Available data:
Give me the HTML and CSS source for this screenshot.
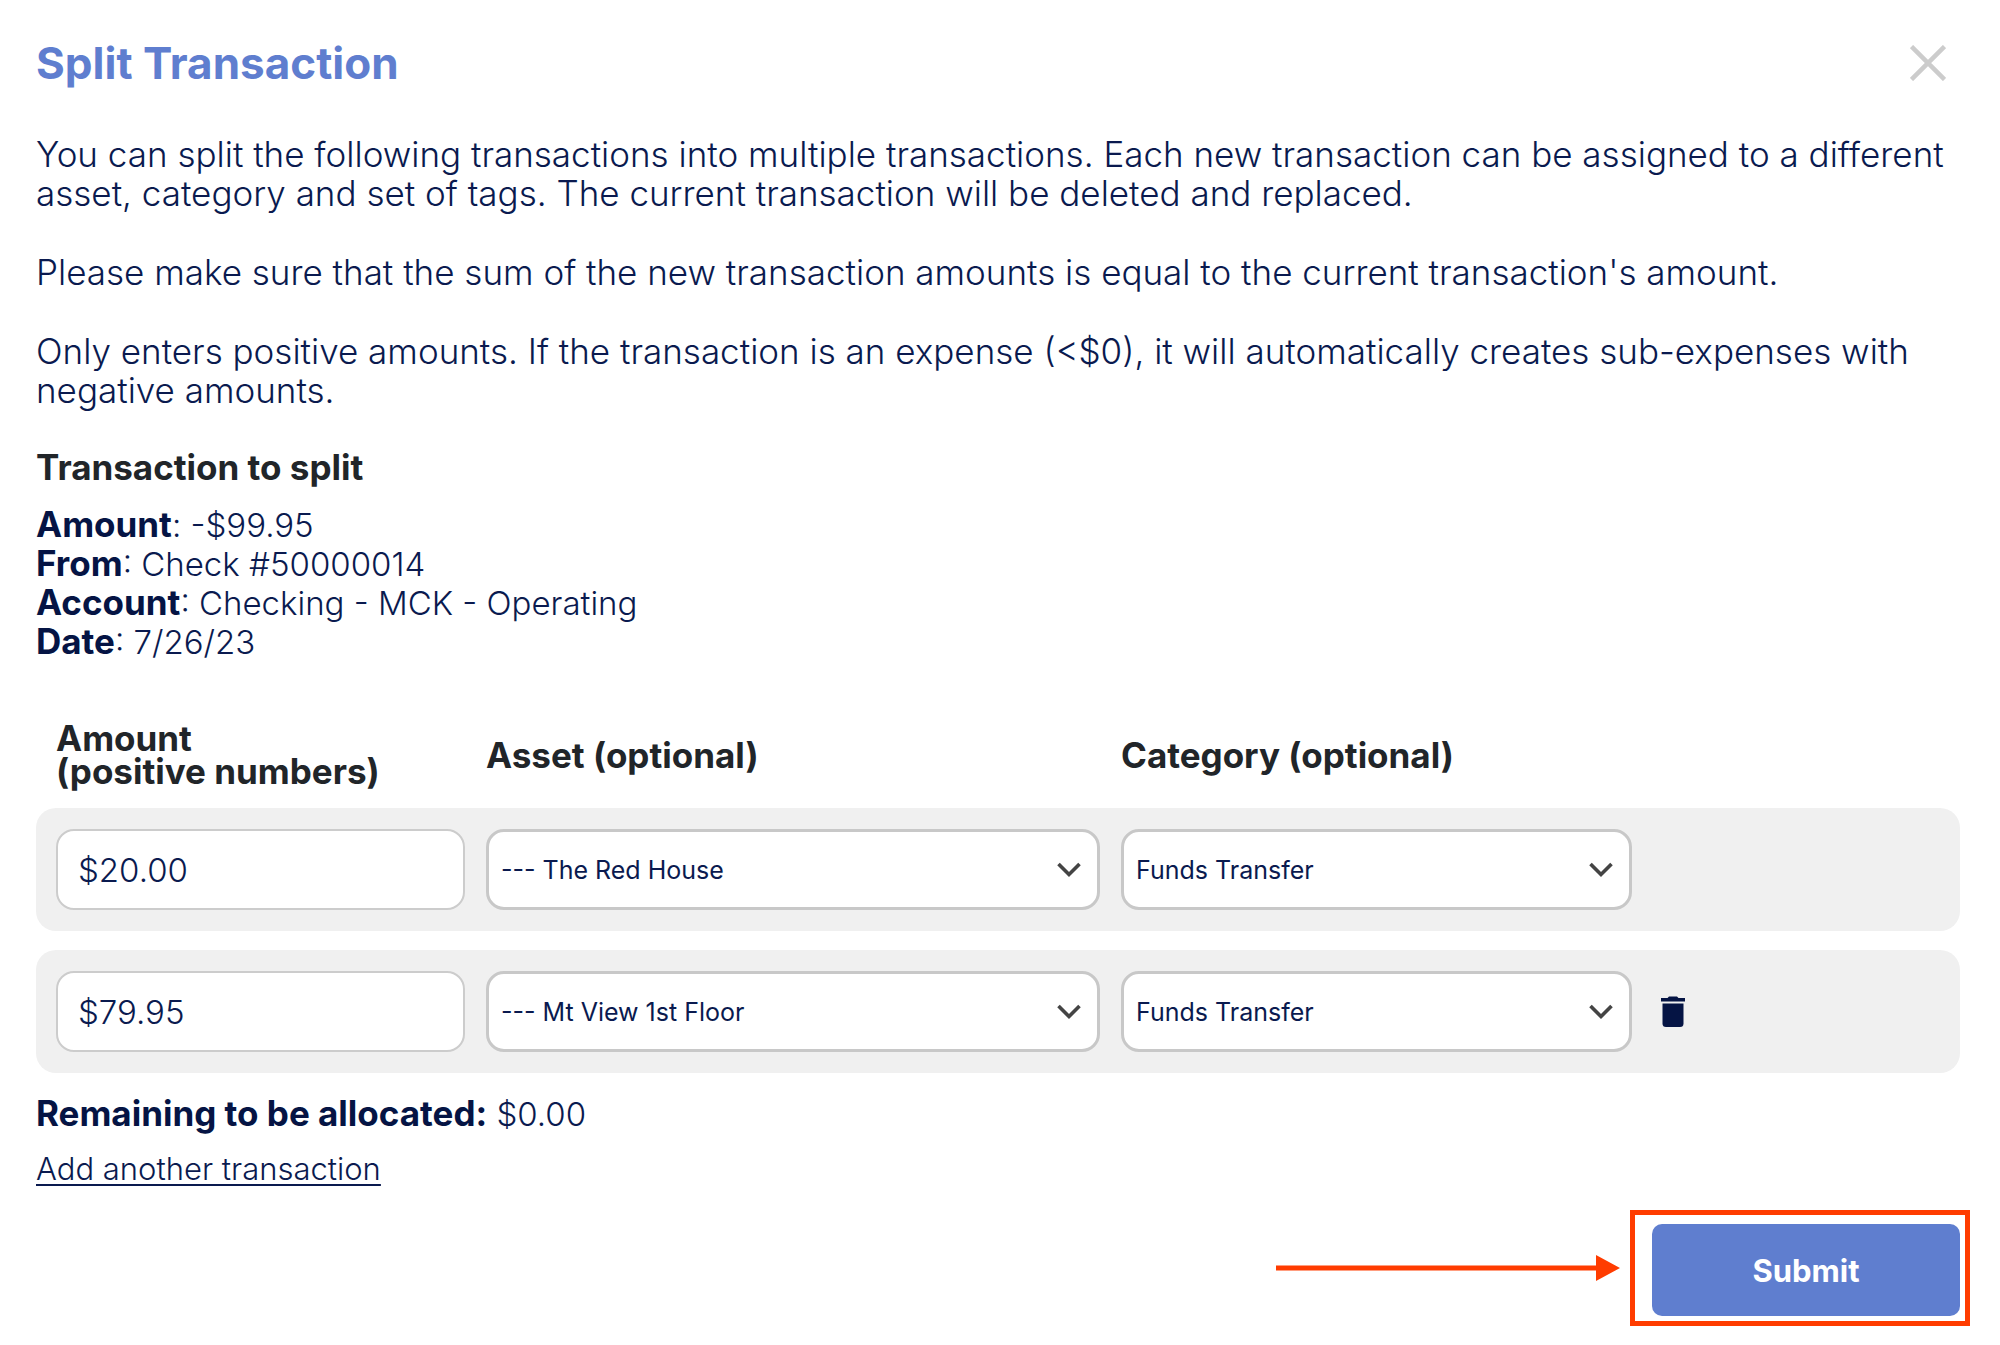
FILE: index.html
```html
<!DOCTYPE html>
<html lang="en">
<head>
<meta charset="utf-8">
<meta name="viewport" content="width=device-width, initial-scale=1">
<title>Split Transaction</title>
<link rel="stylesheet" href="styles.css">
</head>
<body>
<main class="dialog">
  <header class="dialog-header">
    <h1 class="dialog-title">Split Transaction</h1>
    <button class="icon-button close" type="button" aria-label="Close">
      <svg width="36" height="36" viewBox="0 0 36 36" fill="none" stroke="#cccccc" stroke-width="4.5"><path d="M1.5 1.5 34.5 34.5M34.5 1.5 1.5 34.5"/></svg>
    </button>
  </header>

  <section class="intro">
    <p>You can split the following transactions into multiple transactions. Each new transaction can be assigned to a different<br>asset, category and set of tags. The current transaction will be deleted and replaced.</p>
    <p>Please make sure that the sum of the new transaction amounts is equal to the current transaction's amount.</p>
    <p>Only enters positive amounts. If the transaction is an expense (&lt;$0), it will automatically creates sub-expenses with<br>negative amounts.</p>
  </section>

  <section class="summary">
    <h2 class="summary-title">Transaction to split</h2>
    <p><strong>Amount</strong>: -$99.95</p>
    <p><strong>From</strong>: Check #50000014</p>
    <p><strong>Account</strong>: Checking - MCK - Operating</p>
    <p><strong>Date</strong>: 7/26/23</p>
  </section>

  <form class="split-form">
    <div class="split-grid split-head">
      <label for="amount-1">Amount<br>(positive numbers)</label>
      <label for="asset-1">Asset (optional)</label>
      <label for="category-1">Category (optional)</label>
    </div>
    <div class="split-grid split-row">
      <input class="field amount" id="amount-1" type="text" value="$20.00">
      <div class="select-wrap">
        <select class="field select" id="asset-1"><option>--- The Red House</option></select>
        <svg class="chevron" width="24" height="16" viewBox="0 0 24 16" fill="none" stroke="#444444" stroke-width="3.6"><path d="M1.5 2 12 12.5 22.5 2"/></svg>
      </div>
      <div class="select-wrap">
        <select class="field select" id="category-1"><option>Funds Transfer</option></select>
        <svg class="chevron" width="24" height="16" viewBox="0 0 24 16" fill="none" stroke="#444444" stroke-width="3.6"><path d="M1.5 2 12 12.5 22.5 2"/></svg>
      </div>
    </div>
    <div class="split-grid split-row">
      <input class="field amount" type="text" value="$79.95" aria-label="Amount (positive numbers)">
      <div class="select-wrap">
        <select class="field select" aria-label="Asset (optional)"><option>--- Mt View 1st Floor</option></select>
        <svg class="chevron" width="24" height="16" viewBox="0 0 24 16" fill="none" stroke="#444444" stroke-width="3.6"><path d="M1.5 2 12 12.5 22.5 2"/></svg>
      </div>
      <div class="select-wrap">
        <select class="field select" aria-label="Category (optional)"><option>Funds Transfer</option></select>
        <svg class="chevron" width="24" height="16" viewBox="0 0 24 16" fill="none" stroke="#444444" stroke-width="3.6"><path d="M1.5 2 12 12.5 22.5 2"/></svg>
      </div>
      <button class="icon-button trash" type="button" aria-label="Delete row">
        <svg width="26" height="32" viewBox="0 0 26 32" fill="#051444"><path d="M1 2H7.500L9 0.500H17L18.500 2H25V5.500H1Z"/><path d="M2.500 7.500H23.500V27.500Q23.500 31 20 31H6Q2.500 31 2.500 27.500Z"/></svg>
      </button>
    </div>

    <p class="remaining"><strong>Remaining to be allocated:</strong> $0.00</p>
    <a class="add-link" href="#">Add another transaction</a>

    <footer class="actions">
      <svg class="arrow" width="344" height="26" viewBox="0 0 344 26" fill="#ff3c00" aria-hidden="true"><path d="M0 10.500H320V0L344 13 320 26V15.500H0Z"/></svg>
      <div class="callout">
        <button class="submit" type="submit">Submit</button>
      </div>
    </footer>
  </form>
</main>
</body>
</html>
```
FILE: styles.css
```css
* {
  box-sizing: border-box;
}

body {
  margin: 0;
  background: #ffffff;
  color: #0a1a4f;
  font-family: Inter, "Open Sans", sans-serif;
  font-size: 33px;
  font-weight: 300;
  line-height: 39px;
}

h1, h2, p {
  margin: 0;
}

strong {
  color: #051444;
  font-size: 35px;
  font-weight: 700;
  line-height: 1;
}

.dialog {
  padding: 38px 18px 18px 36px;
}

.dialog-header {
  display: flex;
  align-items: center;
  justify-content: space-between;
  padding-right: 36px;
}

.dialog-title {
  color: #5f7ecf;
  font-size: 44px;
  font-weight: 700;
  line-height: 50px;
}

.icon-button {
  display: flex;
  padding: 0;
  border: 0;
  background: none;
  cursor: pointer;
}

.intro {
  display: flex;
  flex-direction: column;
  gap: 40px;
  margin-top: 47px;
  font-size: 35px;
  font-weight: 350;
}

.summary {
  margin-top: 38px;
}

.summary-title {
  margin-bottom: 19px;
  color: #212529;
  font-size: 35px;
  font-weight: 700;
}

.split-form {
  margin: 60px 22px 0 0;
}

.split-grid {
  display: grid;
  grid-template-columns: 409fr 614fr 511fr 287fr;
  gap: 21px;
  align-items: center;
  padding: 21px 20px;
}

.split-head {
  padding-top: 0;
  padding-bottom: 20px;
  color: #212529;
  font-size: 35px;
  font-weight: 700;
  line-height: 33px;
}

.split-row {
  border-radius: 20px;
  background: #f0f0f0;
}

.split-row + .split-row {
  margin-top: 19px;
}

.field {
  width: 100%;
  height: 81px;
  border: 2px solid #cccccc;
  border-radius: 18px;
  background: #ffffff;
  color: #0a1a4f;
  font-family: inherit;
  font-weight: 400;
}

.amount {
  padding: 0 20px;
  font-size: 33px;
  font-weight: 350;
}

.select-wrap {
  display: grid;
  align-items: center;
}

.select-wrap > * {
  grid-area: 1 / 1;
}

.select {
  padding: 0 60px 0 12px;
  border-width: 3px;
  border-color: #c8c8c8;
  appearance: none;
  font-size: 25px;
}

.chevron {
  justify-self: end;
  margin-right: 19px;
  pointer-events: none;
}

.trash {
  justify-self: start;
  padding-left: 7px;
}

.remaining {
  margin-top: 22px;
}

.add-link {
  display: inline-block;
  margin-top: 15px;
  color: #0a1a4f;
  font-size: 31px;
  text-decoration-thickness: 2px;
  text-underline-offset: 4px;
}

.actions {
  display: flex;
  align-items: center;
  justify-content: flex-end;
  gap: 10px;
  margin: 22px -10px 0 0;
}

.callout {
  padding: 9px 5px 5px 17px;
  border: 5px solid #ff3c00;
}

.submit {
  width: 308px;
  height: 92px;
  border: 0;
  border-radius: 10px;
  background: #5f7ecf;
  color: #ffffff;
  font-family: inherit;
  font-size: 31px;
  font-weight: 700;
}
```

Your instructions:
Print the complete listing exactly, apart from any pictures.

Exercise solution:
Give me the HTML and CSS source for this screenshot.
FILE: index.html
```html
<!DOCTYPE html>
<html lang="en">
<head>
<meta charset="utf-8">
<meta name="viewport" content="width=device-width, initial-scale=1">
<title>Split Transaction</title>
<link rel="stylesheet" href="styles.css">
</head>
<body>
<main class="dialog">
  <header class="dialog-header">
    <h1 class="dialog-title">Split Transaction</h1>
    <button class="icon-button close" type="button" aria-label="Close">
      <svg width="36" height="36" viewBox="0 0 36 36" fill="none" stroke="#cccccc" stroke-width="4.5"><path d="M1.5 1.5 34.5 34.5M34.5 1.5 1.5 34.5"/></svg>
    </button>
  </header>

  <section class="intro">
    <p>You can split the following transactions into multiple transactions. Each new transaction can be assigned to a different<br>asset, category and set of tags. The current transaction will be deleted and replaced.</p>
    <p>Please make sure that the sum of the new transaction amounts is equal to the current transaction's amount.</p>
    <p>Only enters positive amounts. If the transaction is an expense (&lt;$0), it will automatically creates sub-expenses with<br>negative amounts.</p>
  </section>

  <section class="summary">
    <h2 class="summary-title">Transaction to split</h2>
    <p><strong>Amount</strong>: -$99.95</p>
    <p><strong>From</strong>: Check #50000014</p>
    <p><strong>Account</strong>: Checking - MCK - Operating</p>
    <p><strong>Date</strong>: 7/26/23</p>
  </section>

  <form class="split-form">
    <div class="split-grid split-head">
      <label for="amount-1">Amount<br>(positive numbers)</label>
      <label for="asset-1">Asset (optional)</label>
      <label for="category-1">Category (optional)</label>
    </div>
    <div class="split-grid split-row">
      <input class="field amount" id="amount-1" type="text" value="$20.00">
      <div class="select-wrap">
        <select class="field select" id="asset-1"><option>--- The Red House</option></select>
        <svg class="chevron" width="24" height="16" viewBox="0 0 24 16" fill="none" stroke="#444444" stroke-width="3.6"><path d="M1.5 2 12 12.5 22.5 2"/></svg>
      </div>
      <div class="select-wrap">
        <select class="field select" id="category-1"><option>Funds Transfer</option></select>
        <svg class="chevron" width="24" height="16" viewBox="0 0 24 16" fill="none" stroke="#444444" stroke-width="3.6"><path d="M1.5 2 12 12.5 22.5 2"/></svg>
      </div>
    </div>
    <div class="split-grid split-row">
      <input class="field amount" type="text" value="$79.95" aria-label="Amount (positive numbers)">
      <div class="select-wrap">
        <select class="field select" aria-label="Asset (optional)"><option>--- Mt View 1st Floor</option></select>
        <svg class="chevron" width="24" height="16" viewBox="0 0 24 16" fill="none" stroke="#444444" stroke-width="3.6"><path d="M1.5 2 12 12.5 22.5 2"/></svg>
      </div>
      <div class="select-wrap">
        <select class="field select" aria-label="Category (optional)"><option>Funds Transfer</option></select>
        <svg class="chevron" width="24" height="16" viewBox="0 0 24 16" fill="none" stroke="#444444" stroke-width="3.6"><path d="M1.5 2 12 12.5 22.5 2"/></svg>
      </div>
      <button class="icon-button trash" type="button" aria-label="Delete row">
        <svg width="26" height="32" viewBox="0 0 26 32" fill="#051444"><path d="M1 2H7.500L9 0.500H17L18.500 2H25V5.500H1Z"/><path d="M2.500 7.500H23.500V27.500Q23.500 31 20 31H6Q2.500 31 2.500 27.500Z"/></svg>
      </button>
    </div>

    <p class="remaining"><strong>Remaining to be allocated:</strong> $0.00</p>
    <a class="add-link" href="#">Add another transaction</a>

    <footer class="actions">
      <svg class="arrow" width="344" height="26" viewBox="0 0 344 26" fill="#ff3c00" aria-hidden="true"><path d="M0 10.500H320V0L344 13 320 26V15.500H0Z"/></svg>
      <div class="callout">
        <button class="submit" type="submit">Submit</button>
      </div>
    </footer>
  </form>
</main>
</body>
</html>
```
FILE: styles.css
```css
* {
  box-sizing: border-box;
}

body {
  margin: 0;
  background: #ffffff;
  color: #0a1a4f;
  font-family: Inter, "Open Sans", sans-serif;
  font-size: 33px;
  font-weight: 300;
  line-height: 39px;
}

h1, h2, p {
  margin: 0;
}

strong {
  color: #051444;
  font-size: 35px;
  font-weight: 700;
  line-height: 1;
}

.dialog {
  padding: 38px 18px 18px 36px;
}

.dialog-header {
  display: flex;
  align-items: center;
  justify-content: space-between;
  padding-right: 36px;
}

.dialog-title {
  color: #5f7ecf;
  font-size: 44px;
  font-weight: 700;
  line-height: 50px;
}

.icon-button {
  display: flex;
  padding: 0;
  border: 0;
  background: none;
  cursor: pointer;
}

.intro {
  display: flex;
  flex-direction: column;
  gap: 40px;
  margin-top: 47px;
  font-size: 35px;
  font-weight: 350;
}

.summary {
  margin-top: 38px;
}

.summary-title {
  margin-bottom: 19px;
  color: #212529;
  font-size: 35px;
  font-weight: 700;
}

.split-form {
  margin: 60px 22px 0 0;
}

.split-grid {
  display: grid;
  grid-template-columns: 409fr 614fr 511fr 287fr;
  gap: 21px;
  align-items: center;
  padding: 21px 20px;
}

.split-head {
  padding-top: 0;
  padding-bottom: 20px;
  color: #212529;
  font-size: 35px;
  font-weight: 700;
  line-height: 33px;
}

.split-row {
  border-radius: 20px;
  background: #f0f0f0;
}

.split-row + .split-row {
  margin-top: 19px;
}

.field {
  width: 100%;
  height: 81px;
  border: 2px solid #cccccc;
  border-radius: 18px;
  background: #ffffff;
  color: #0a1a4f;
  font-family: inherit;
  font-weight: 400;
}

.amount {
  padding: 0 20px;
  font-size: 33px;
  font-weight: 350;
}

.select-wrap {
  display: grid;
  align-items: center;
}

.select-wrap > * {
  grid-area: 1 / 1;
}

.select {
  padding: 0 60px 0 12px;
  border-width: 3px;
  border-color: #c8c8c8;
  appearance: none;
  font-size: 25px;
}

.chevron {
  justify-self: end;
  margin-right: 19px;
  pointer-events: none;
}

.trash {
  justify-self: start;
  padding-left: 7px;
}

.remaining {
  margin-top: 22px;
}

.add-link {
  display: inline-block;
  margin-top: 15px;
  color: #0a1a4f;
  font-size: 31px;
  text-decoration-thickness: 2px;
  text-underline-offset: 4px;
}

.actions {
  display: flex;
  align-items: center;
  justify-content: flex-end;
  gap: 10px;
  margin: 22px -10px 0 0;
}

.callout {
  padding: 9px 5px 5px 17px;
  border: 5px solid #ff3c00;
}

.submit {
  width: 308px;
  height: 92px;
  border: 0;
  border-radius: 10px;
  background: #5f7ecf;
  color: #ffffff;
  font-family: inherit;
  font-size: 31px;
  font-weight: 700;
}
```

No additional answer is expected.